If I could choose, I would like everything to run at the max turbo frequency all...

ComputerGuru · on Jan 17, 2020

The never-ending Skylake is/was a real problem. Intel was slowly adding features in a manner where it made sense to target last n generations but then all that came to a perpetual stop and suddenly we have this new extension that you can only really use on the very latest and most expensive, with virtually no backwards compatibility.

The instructions are sufficiently different from AVX2 that any appropriate use is not as simple as sticking it behind a gate and using a smaller block size, it basically requires a completely separate (re)write to properly take advantage of.

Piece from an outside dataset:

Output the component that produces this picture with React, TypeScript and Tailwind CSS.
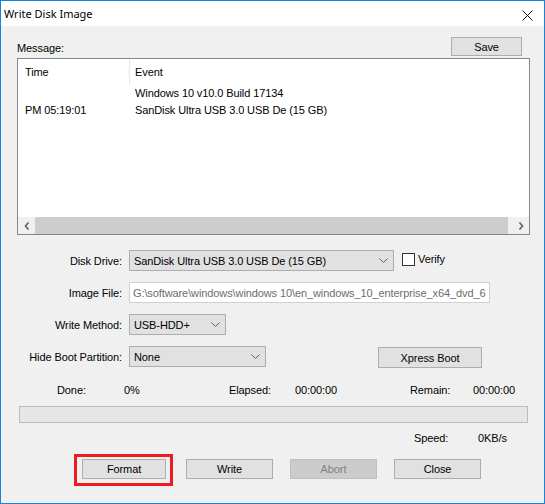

BeeOnRope · on Jan 17, 2020

> The instructions are sufficiently different from AVX2 that any appropriate use is not as simple as sticking it behind a gate and using a smaller block size, it basically requires a completely separate (re)write to properly take advantage of.

I'd say yeah, you often need a rewrite of the core loop to take full advantage, but you can still more or less write AVX-style code in AVX-512 if you want, and take advantage of the width increase.

The main difference I think for most code is the way the comparison operators compare into a mask register. It would have been nice if they had just extended the existing compare into SIMD reg (0/-1 result) instructions too, to ease porting.

eyegor · on Jan 18, 2020

> it basically requires a completely separate (re)write to properly take advantage of.

Why? At a higher level of abstraction, you can dispatch simd instructions at the max width available. At least, that's how I work with vectorized code. Still see gains on avx512.

blattimwind · on Jan 18, 2020

> It's the most important ISA extension since, well, I'm not sure: a long time (probably AVX and AVX/2 combined would have a similar impact).

IMHO the most important ISA extension since AMD64 was AES-NI, which moved a major consumer of CPU time into the also-rans.